Sa réputation est internationale. Après la statue de Sun Yat-Sen pour son mausolée des Monts pourpres près de Nankin qu’il avait sculptée en 1928 à la demande du comité exécutif du Kouo-Min-Tang, il sculpte, à la demande du Brésil et de Silva Costa, chef du projet, le Christ rédempteur, qui est sans doute son œuvre la plus célèbre.
Il occupe des fonctions officielles : nommé directeur de l’Académie de France à Rome (villa Médicis) en 1933, puis directeur de l’École des Beaux-arts en 1937, il y institue l’enseignement simultané des trois arts, mesure qui répond aux besoins contemporains d’une sculpture monumentale. Décision qu’il commente ainsi : « Ce travail fait prendre obligatoirement conscience à l’architecte de sa responsabilité de maître d’œuvre ; il révèle aux peintres et aux sculpteurs que la fantaisie sans frein ne donne pas toujours la plus grande joie créatrice….Tous acquièrent un sentiment élevé de leur interdépendance mutuelle et se préparent aux travaux de grande envergure qui constituent en définitive une des fins les plus importantes, sinon la plus importante des arts plastiques ».
En 1941, il participe à un voyage en Allemagne qui lui vaudra, en 1944, de comparaître devant la commission d’épuration de la Société des artistes français. La commission établira que ce voyage avait pour but d’obtenir la libération d’élèves de l’École des Beaux-arts prisonniers et sa culpabilité ne sera pas retenue.

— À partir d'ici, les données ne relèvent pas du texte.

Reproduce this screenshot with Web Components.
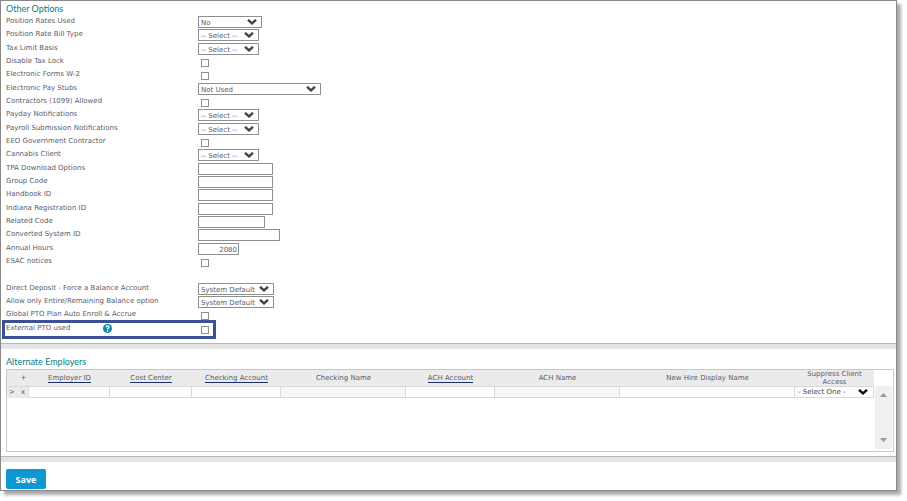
<!DOCTYPE html>
<html lang="en">
<head>
  <meta charset="utf-8">
  <meta name="viewport" content="width=device-width, initial-scale=1">
  <title>Client Options</title>
  <style>
    body {
      margin: 0;
      background: #fff;
      color: #585c6b;
      font-family: "DejaVu Sans", Verdana, sans-serif;
      font-size: 7px;
      --title-font: Lato, "Open Sans", sans-serif;
      --teal: #007f8a;
      --line: #8f8f8f;
    }
  </style>
</head>
<body>
  <client-page>
    <option-section heading="Other Options">
      <option-row label="Position Rates Used" type="select" value="No" size="64"></option-row>
      <option-row label="Position Rate Bill Type" type="select" value="-- Select --" size="61"></option-row>
      <option-row label="Tax Limit Basis" type="select" value="-- Select --" size="61"></option-row>
      <option-row label="Disable Tax Lock" type="checkbox"></option-row>
      <option-row label="Electronic Forms W-2" type="checkbox"></option-row>
      <option-row label="Electronic Pay Stubs" type="select" value="Not Used" size="123"></option-row>
      <option-row label="Contractors (1099) Allowed" type="checkbox"></option-row>
      <option-row label="Payday Notifications" type="select" value="-- Select --" size="61"></option-row>
      <option-row label="Payroll Submission Notifications" type="select" value="-- Select --" size="61"></option-row>
      <option-row label="EEO Government Contractor" type="checkbox"></option-row>
      <option-row label="Cannabis Client" type="select" value="-- Select --" size="61"></option-row>
      <option-row label="TPA Download Options" type="text" size="75"></option-row>
      <option-row label="Group Code" type="text" size="75"></option-row>
      <option-row label="Handbook ID" type="text" size="75"></option-row>
      <option-row label="Indiana Registration ID" type="text" size="75"></option-row>
      <option-row label="Related Code" type="text" size="67"></option-row>
      <option-row label="Converted System ID" type="text" size="82"></option-row>
      <option-row label="Annual Hours" type="text" value="2080" size="41" numeric></option-row>
      <option-row label="ESAC notices" type="checkbox"></option-row>
      <div></div>
      <option-row label="Direct Deposit - Force a Balance Account" type="select" value="System Default" size="76"></option-row>
      <option-row label="Allow only Entire/Remaining Balance option" type="select" value="System Default" size="76"></option-row>
      <option-row label="Global PTO Plan Auto Enroll &amp; Accrue" type="checkbox"></option-row>
      <option-row label="External PTO used" type="checkbox" help highlight></option-row>
    </option-section>
    <section-divider></section-divider>
    <employer-grid heading="Alternate Employers"></employer-grid>
    <section-divider></section-divider>
    <save-bar>Save</save-bar>
  </client-page>

  <script>
    const chevron = /* html */`
      <svg class="chevron" viewBox="0 0 10 6" aria-hidden="true">
        <path d="M1 0.8 L5 4.4 L9 0.8" fill="none" stroke="currentColor" stroke-width="2.4"/>
      </svg>`;

    class ClientPage extends HTMLElement {
      constructor() {
        super();
        this.attachShadow({ mode: "open" });
      }

      static get styles() {
        return /* css */`
          :host {
            display: flow-root;
            padding: 0 10px 10px 0;
          }

          .panel {
            border: 1px solid #888;
            background: #fff;
            box-shadow: 4px 4px 3px #0005;
          }
        `;
      }

      connectedCallback() {
        this.shadowRoot.innerHTML = /* html */`
        <style>${ClientPage.styles}</style>
        <div class="panel"><slot></slot></div>`;
      }
    }

    class OptionSection extends HTMLElement {
      constructor() {
        super();
        this.attachShadow({ mode: "open" });
      }

      static get styles() {
        return /* css */`
          :host {
            display: block;
            padding: 2px 5px 9px;
          }

          h2 {
            margin: 0;
            font-family: var(--title-font);
            font-size: 9px;
            font-weight: 400;
            line-height: 11px;
            color: var(--teal);
          }

          .rows {
            display: grid;
            grid-auto-rows: 13px 14px 13px;
          }
        `;
      }

      connectedCallback() {
        this.shadowRoot.innerHTML = /* html */`
        <style>${OptionSection.styles}</style>
        <h2>${this.getAttribute("heading")}</h2>
        <div class="rows"><slot></slot></div>`;
      }
    }

    class OptionRow extends HTMLElement {
      constructor() {
        super();
        this.attachShadow({ mode: "open" });
      }

      static get styles() {
        return /* css */`
          :host {
            display: grid;
            grid-template-columns: 192px 1fr;
            align-items: start;
            position: relative;
          }

          :host([highlight])::after {
            content: "";
            position: absolute;
            top: -1px;
            left: -4px;
            box-sizing: border-box;
            width: 214px;
            height: 19px;
            border: 3px solid #3b5196;
            pointer-events: none;
          }

          .name {
            display: grid;
            grid-template-columns: 97px auto;
            justify-content: start;
            line-height: 15px;
            white-space: nowrap;
          }

          .help {
            display: flex;
            margin-top: 3px;
            padding: 0;
            border: 0;
            background: none;

            & svg {
              width: 9px;
              height: 9px;
            }
          }

          .control {
            display: flex;
            position: relative;
            width: fit-content;
            margin-top: 2px;
          }

          select,
          .text {
            appearance: none;
            box-sizing: border-box;
            height: 12px;
            margin: 0;
            padding: 1px 2px 0;
            border: 1px solid var(--line);
            border-radius: 0;
            background: #fff;
            color: inherit;
            font: inherit;
          }

          :host([numeric]) .text {
            padding-right: 1px;
            text-align: right;
          }

          .check {
            appearance: none;
            box-sizing: border-box;
            width: 8px;
            height: 8px;
            margin: 3px;
            border: 1px solid var(--line);
            background: #fff;

            &:checked {
              background: #0e98d0;
            }
          }

          .chevron {
            position: absolute;
            top: 3px;
            right: 5px;
            width: 10px;
            height: 6px;
            color: #42454d;
            pointer-events: none;
          }
        `;
      }

      get control() {
        const value = this.getAttribute("value") ?? "";
        const width = `style="width: ${this.getAttribute("size")}px"`;

        switch (this.getAttribute("type")) {
          case "select":
            return `<select id="field" ${width}><option>${value}</option></select>${chevron}`;
          case "checkbox":
            return `<input id="field" class="check" type="checkbox">`;
          default:
            return `<input id="field" class="text" type="text" value="${value}" ${width}>`;
        }
      }

      get help() {
        if (!this.hasAttribute("help")) return "";

        return /* html */`
        <button class="help" type="button" aria-label="Help">
          <svg viewBox="0 0 9 9">
            <circle cx="4.5" cy="4.5" r="4.5" fill="#0a86ad"/>
            <path d="M3 3.4 Q3.1 2 4.5 2 Q6 2 6 3.3 Q6 4 5.2 4.4 Q4.5 4.8 4.5 5.6" fill="none" stroke="#fff" stroke-width="1.3"/>
            <circle cx="4.5" cy="7.1" r="0.8" fill="#fff"/>
          </svg>
        </button>`;
      }

      connectedCallback() {
        this.shadowRoot.innerHTML = /* html */`
        <style>${OptionRow.styles}</style>
        <div class="name">
          <label for="field">${this.getAttribute("label").replace("&", "&amp;")}</label>
          ${this.help}
        </div>
        <div class="control">${this.control}</div>`;
      }
    }

    class SectionDivider extends HTMLElement {
      constructor() {
        super();
        this.attachShadow({ mode: "open" });
      }

      connectedCallback() {
        this.shadowRoot.innerHTML = /* html */`
        <style>
          :host {
            display: block;
            height: 5px;
            border-top: 1px solid #b8b8b8;
            background: #e4e4e4;
          }
        </style>`;
      }
    }

    class EmployerGrid extends HTMLElement {
      constructor() {
        super();
        this.attachShadow({ mode: "open" });
      }

      static get styles() {
        return /* css */`
          :host {
            display: block;
            padding: 7px 2px 4px 5px;
          }

          h2 {
            margin: 0 0 1px;
            font-family: var(--title-font);
            font-size: 9px;
            font-weight: 400;
            line-height: 12px;
            color: var(--teal);
          }

          .frame {
            display: grid;
            grid-template-columns: 1fr 17px;
            column-gap: 1px;
            padding-right: 1px;
            border: 1px solid #c8c8c8;
          }

          table {
            width: 100%;
            table-layout: fixed;
            border-collapse: separate;
            border-spacing: 0;
          }

          col {
            width: var(--w);
          }

          th,
          td {
            box-sizing: border-box;
            padding: 0;
            border-bottom: 1px solid #d8d8d8;
            font-weight: 400;
            text-align: center;
          }

          th {
            height: 17px;
            background: #ebebeb;
            line-height: 8px;
          }

          td {
            height: 11px;
            border-right: 1px solid #d8d8d8;
            line-height: 10px;
          }

          .tool {
            border-color: #ebebeb;
            background: #ebebeb;
          }

          .tool:nth-child(2) {
            border-right-color: #d8d8d8;
          }

          a {
            border-bottom: 1px solid #1c2f70;
            color: inherit;
            text-decoration: none;
          }

          button,
          input,
          select {
            appearance: none;
            display: block;
            box-sizing: border-box;
            width: 100%;
            height: 10px;
            margin: 0;
            padding: 0;
            border: 0;
            border-radius: 0;
            background: none;
            color: inherit;
            font: inherit;
          }

          input:disabled {
            background: #f7f7f7;
          }

          .pick {
            position: relative;
            color: #42454d;

            & select {
              padding-left: 3px;
            }

            & .chevron {
              position: absolute;
              top: 2px;
              right: 5px;
              width: 10px;
              height: 6px;
              color: #111;
              pointer-events: none;
            }
          }

          .scroll {
            display: flex;
            flex-direction: column;
            justify-content: space-between;
            align-items: center;
            height: 63px;
            margin: 16px 0 2px;
            padding: 7px 0;
            box-sizing: border-box;
            background: #f0f0f0;

            & svg {
              width: 7px;
              height: 4px;
              fill: #999;
            }
          }
        `;
      }

      get columns() {
        return [
          { name: "Employer ID", width: "81px", link: true },
          { name: "Cost Center", width: "82px", link: true },
          { name: "Checking Account", width: "89px", link: true },
          { name: "Checking Name", width: "125px", locked: true },
          { name: "ACH Account", width: "89px", link: true },
          { name: "ACH Name", width: "125px", locked: true },
          { name: "New Hire Display Name", width: "auto" }
        ];
      }

      connectedCallback() {
        const cols = this.columns.map(({ width }) => `<col style="--w: ${width}">`).join("");
        const heads = this.columns.map(({ name, link }) =>
          `<th scope="col">${link ? `<a href="#">${name}</a>` : name}</th>`).join("");
        const cells = this.columns.map(({ name, locked }) =>
          `<td><input type="text" aria-label="${name}" ${locked ? "disabled" : ""}></td>`).join("");

        this.shadowRoot.innerHTML = /* html */`
        <style>${EmployerGrid.styles}</style>
        <h2>${this.getAttribute("heading")}</h2>
        <div class="frame">
          <div>
            <table>
              <colgroup>
                <col style="--w: 11px"><col style="--w: 11px">${cols}<col style="--w: 79px">
              </colgroup>
              <thead>
                <tr>
                  <th></th>
                  <th><button type="button">+</button></th>
                  ${heads}
                  <th scope="col">Suppress Client Access</th>
                </tr>
              </thead>
              <tbody>
                <tr>
                  <td class="tool">&gt;</td>
                  <td class="tool"><button type="button">x</button></td>
                  ${cells}
                  <td class="pick">
                    <select aria-label="Suppress Client Access"><option>- Select One -</option></select>
                    ${chevron}
                  </td>
                </tr>
              </tbody>
            </table>
          </div>
          <div class="scroll" aria-hidden="true">
            <svg viewBox="0 0 7 4"><path d="M0 4 L3.5 0 L7 4 Z"/></svg>
            <svg viewBox="0 0 7 4"><path d="M0 0 L3.5 4 L7 0 Z"/></svg>
          </div>
        </div>`;
      }
    }

    class SaveBar extends HTMLElement {
      constructor() {
        super();
        this.attachShadow({ mode: "open" });
      }

      static get styles() {
        return /* css */`
          :host {
            display: flex;
            padding: 7px 5px 1px;
          }

          button {
            width: 40px;
            height: 20px;
            padding: 0;
            border: 0;
            border-radius: 2px;
            background: #0e98d0;
            color: #fff;
            font-family: "Open Sans", sans-serif;
            font-size: 9px;
            font-weight: 700;
          }
        `;
      }

      connectedCallback() {
        this.shadowRoot.innerHTML = /* html */`
        <style>${SaveBar.styles}</style>
        <button type="button"><slot></slot></button>`;
      }
    }

    customElements.define("client-page", ClientPage);
    customElements.define("option-section", OptionSection);
    customElements.define("option-row", OptionRow);
    customElements.define("section-divider", SectionDivider);
    customElements.define("employer-grid", EmployerGrid);
    customElements.define("save-bar", SaveBar);
  </script>
</body>
</html>
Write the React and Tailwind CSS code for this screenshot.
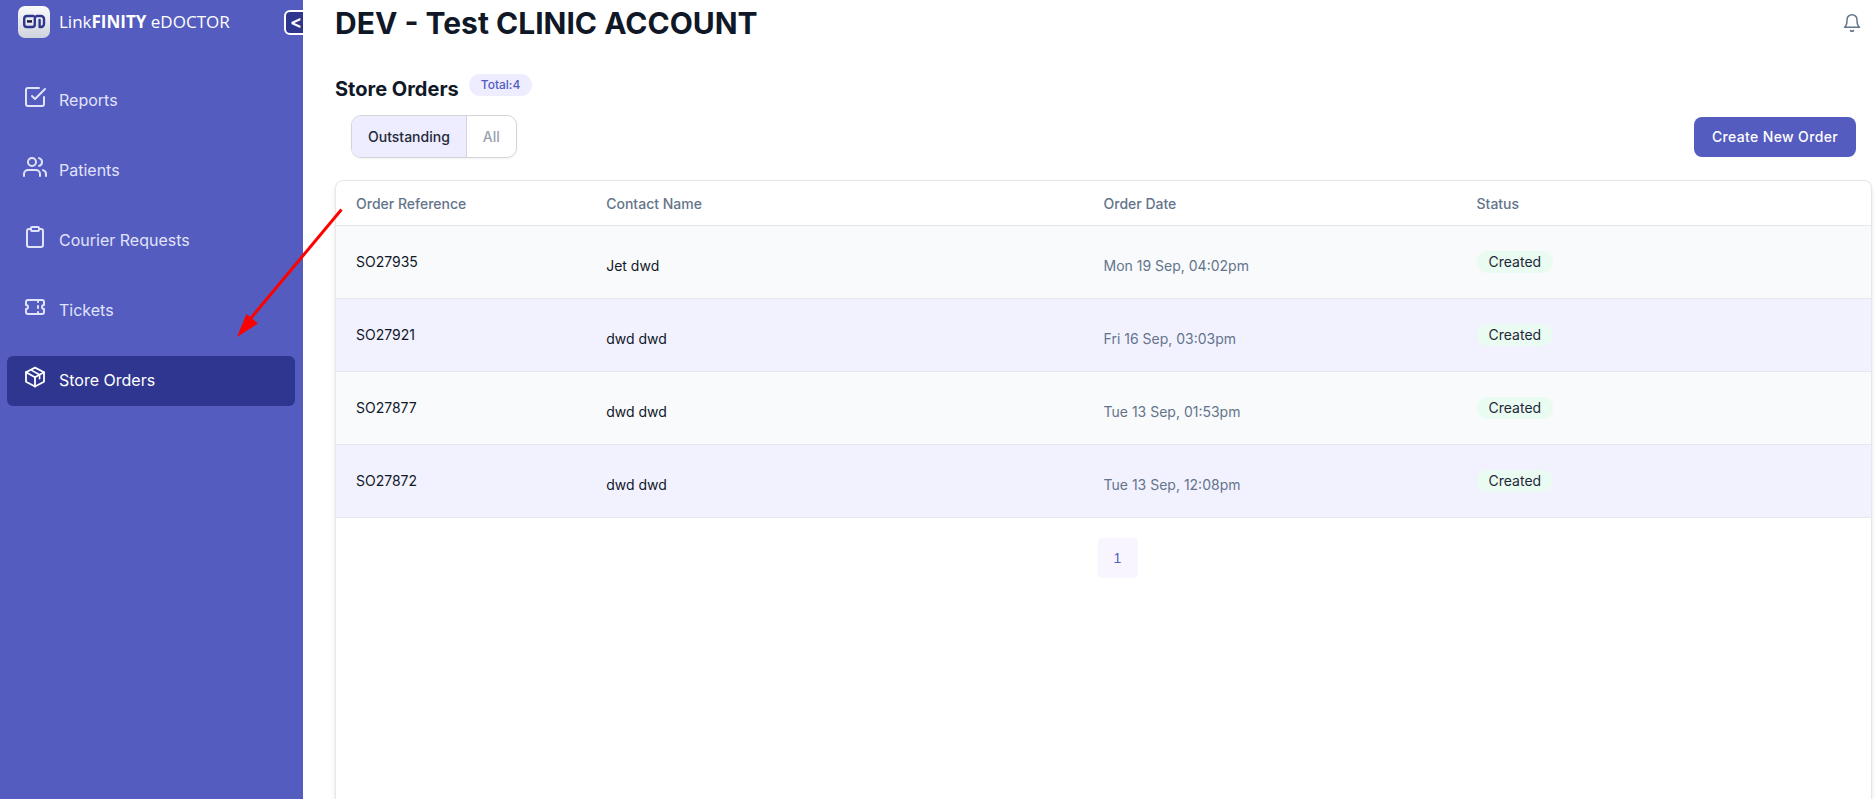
import { FiCheckSquare, FiUsers, FiClipboard, FiBell } from "react-icons/fi";

function TicketIcon({ className }) {
  return (
    <svg viewBox="0 0 24 24" fill="none" stroke="currentColor" strokeWidth="2" strokeLinecap="round" strokeLinejoin="round" className={className} aria-hidden="true">
      <path d="M15 5v2M15 11v2M15 17v2" />
      <path d="M5 5h14a2 2 0 0 1 2 2v3a2 2 0 0 0 0 4v3a2 2 0 0 1-2 2H5a2 2 0 0 1-2-2v-3a2 2 0 0 0 0-4V7a2 2 0 0 1 2-2" />
    </svg>
  );
}

function BoxIcon({ className }) {
  return (
    <svg viewBox="0 0 24 24" fill="none" stroke="currentColor" strokeWidth="1.8" strokeLinecap="round" strokeLinejoin="round" className={className} aria-hidden="true">
      <path d="M12 2.600 21 7.300v9.400l-9 4.800-9-4.800V7.300z" />
      <path d="M3 7.300l9 4.900 9-4.900M12 12.200v9.300" />
      <path d="M7.800 4.900l8.800 4.900v4" strokeWidth="1.600" />
    </svg>
  );
}

const nav = [
  { label: "Reports", Icon: FiCheckSquare },
  { label: "Patients", Icon: FiUsers },
  { label: "Courier Requests", Icon: FiClipboard },
  { label: "Tickets", Icon: TicketIcon },
  { label: "Store Orders", Icon: BoxIcon, active: true },
];

const orders = [
  { ref: "SO27935", contact: "Jet dwd", date: "Mon 19 Sep, 04:02pm", status: "Created" },
  { ref: "SO27921", contact: "dwd dwd", date: "Fri 16 Sep, 03:03pm", status: "Created" },
  { ref: "SO27877", contact: "dwd dwd", date: "Tue 13 Sep, 01:53pm", status: "Created" },
  { ref: "SO27872", contact: "dwd dwd", date: "Tue 13 Sep, 12:08pm", status: "Created" },
];

function Logo() {
  return (
    <svg viewBox="0 0 32 32" className="size-8 shrink-0" aria-hidden="true">
      <defs>
        <linearGradient id="tile" x1="0" y1="0" x2="0" y2="1">
          <stop offset="0" stopColor="#fbfbfb" />
          <stop offset="1" stopColor="#cfd3dc" />
        </linearGradient>
      </defs>
      <rect width="32" height="32" rx="7" fill="url(#tile)" />
      <g fill="none" stroke="#2f3690" strokeWidth="2.4" strokeLinecap="round" strokeLinejoin="round">
        <path d="M15.500 10H9a2.800 2.800 0 0 0-2.800 2.800v5.400A2.800 2.800 0 0 0 9 21h5.200a2.600 2.600 0 0 0 2.600-2.600v-5.800A2.600 2.600 0 0 1 19.400 10H23a3 3 0 0 1 3 3v5a3 3 0 0 1-3 3h-1.400v-7" />
      </g>
      <rect x="9" y="14.200" width="5" height="2.400" fill="#15183a" />
    </svg>
  );
}

function Sidebar() {
  return (
    <aside className="flex w-[303px] shrink-0 flex-col overflow-hidden bg-[#545cbf]">
      <div className="flex items-center pt-[6px] pl-[18px]">
        <Logo />
        <span className="ml-[9px] font-['Open_Sans',sans-serif] text-[17px] leading-8 whitespace-nowrap text-white">
          Link<b>FINITY</b> eDOCTOR
        </span>
        <button type="button" aria-label="Collapse menu" className="-mr-2 ml-auto flex h-[25px] w-[27px] items-center rounded-md border-2 border-white bg-[#2f3690] pl-1 text-lg font-semibold text-white">
          &lt;
        </button>
      </div>
      <nav className="mt-[38px] flex flex-col gap-5 pr-2 pl-[7px]">
        {nav.map(({ label, Icon, active }) => (
          <a
            key={label}
            href="#"
            aria-current={active ? "page" : undefined}
            className={
              active
                ? "flex h-[50px] items-center rounded-md bg-[#2f3690] pl-4 text-white"
                : "flex h-[50px] items-center rounded-md pl-4 text-[#e0e3fb]"
            }
          >
            <Icon className="mb-2 size-6" />
            <span className="mb-[2px] ml-3 text-base">{label}</span>
          </a>
        ))}
      </nav>
    </aside>
  );
}

function OrdersTable() {
  return (
    <table className="w-full table-fixed text-left text-sm">
      <colgroup>
        <col className="w-[16.3%]" />
        <col className="w-[32.4%]" />
        <col className="w-[24.3%]" />
        <col />
      </colgroup>
      <thead>
        <tr className="h-11 border-b border-gray-200 text-[#64748b]">
          {["Order Reference", "Contact Name", "Order Date", "Status"].map((h) => (
            <th key={h} scope="col" className="px-5 pt-[3px] font-medium">{h}</th>
          ))}
        </tr>
      </thead>
      <tbody>
        {orders.map((o) => (
          <tr key={o.ref} className="h-[73px] border-b border-gray-200 odd:bg-[#f8fafc] even:bg-[#f2f2ff]">
            <td className="px-5 text-gray-900">{o.ref}</td>
            <td className="px-5 pt-2 text-gray-900">{o.contact}</td>
            <td className="px-5 pt-2 text-[#64748b]">{o.date}</td>
            <td className="px-5">
              <span className="inline-flex h-[22px] items-center rounded-full bg-[#eafbf1] px-3 text-gray-800">{o.status}</span>
            </td>
          </tr>
        ))}
      </tbody>
    </table>
  );
}

export default function App() {
  return (
    <div className="relative flex min-h-screen bg-white font-['Inter',sans-serif] text-gray-900">
      <Sidebar />
      <main className="flex min-w-0 flex-1 flex-col pr-1 pl-8">
        <header className="flex h-[46px] items-center justify-between pr-[10px]">
          <h1 className="text-3xl font-bold">DEV - Test CLINIC ACCOUNT</h1>
          <button type="button" aria-label="Notifications" className="text-[#64748b]">
            <FiBell className="size-5" strokeWidth={1.8} />
          </button>
        </header>
        <div className="mt-7 flex items-start">
          <h2 className="text-xl leading-[30px] font-bold">Store Orders</h2>
          <span className="ml-[10px] flex h-[22px] items-center rounded-full bg-[#ededff] px-3 text-xs font-medium text-[#545cbf]">Total:4</span>
        </div>
        <div className="mt-[11px] flex items-center justify-between pr-4 pl-4">
          <div className="flex h-[43px] overflow-hidden rounded-[10px] border border-gray-300 text-sm font-medium shadow-xs">
            <button type="button" aria-pressed="true" className="border-r border-gray-300 bg-[#ededff] px-4 text-gray-800">Outstanding</button>
            <button type="button" aria-pressed="false" className="px-4 text-gray-400">All</button>
          </div>
          <button type="button" className="h-10 rounded-lg bg-[#545cbf] px-[18px] text-sm font-medium tracking-wide text-white">Create New Order</button>
        </div>
        <section className="mt-[22px] flex-1 overflow-hidden rounded-t-lg border-x border-t border-gray-200 shadow-md">
          <OrdersTable />
          <nav aria-label="Pagination" className="flex justify-center pt-5 pl-7">
            <button type="button" aria-current="page" className="size-10 rounded bg-[#f8f5ff] font-['Liberation_Sans',sans-serif] text-sm text-[#545cbf]">1</button>
          </nav>
        </section>
      </main>
      <svg viewBox="0 0 108 130" className="pointer-events-none absolute top-[208px] left-[236px] h-[130px] w-[108px]" aria-hidden="true">
        <path d="M105.500 1.500 15 110" stroke="#f00" strokeWidth="3" />
        <path d="M1 129 10.500 106 22 115.500z" fill="#f00" />
      </svg>
    </div>
  );
}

Les quinze dernières années de sa vie se partageront entre quelques grandes œuvres, comme un Michel-Ange tout de puissance, de maturité et de volonté, une Chute d’Icare, la Porte de la nouvelle faculté de médecine de la rue des saints Pères, en 1954, les quatre Danseuses cambodgiennes (1947). Sculpture testament, le Michel-Ange haut de trois mètres incarne tout son rêve de lutte avec la matière.
Il meurt dans sa maison de Boulogne-Billancourt le 31 mars 1961, à l’âge de quatre-vingt cinq ans.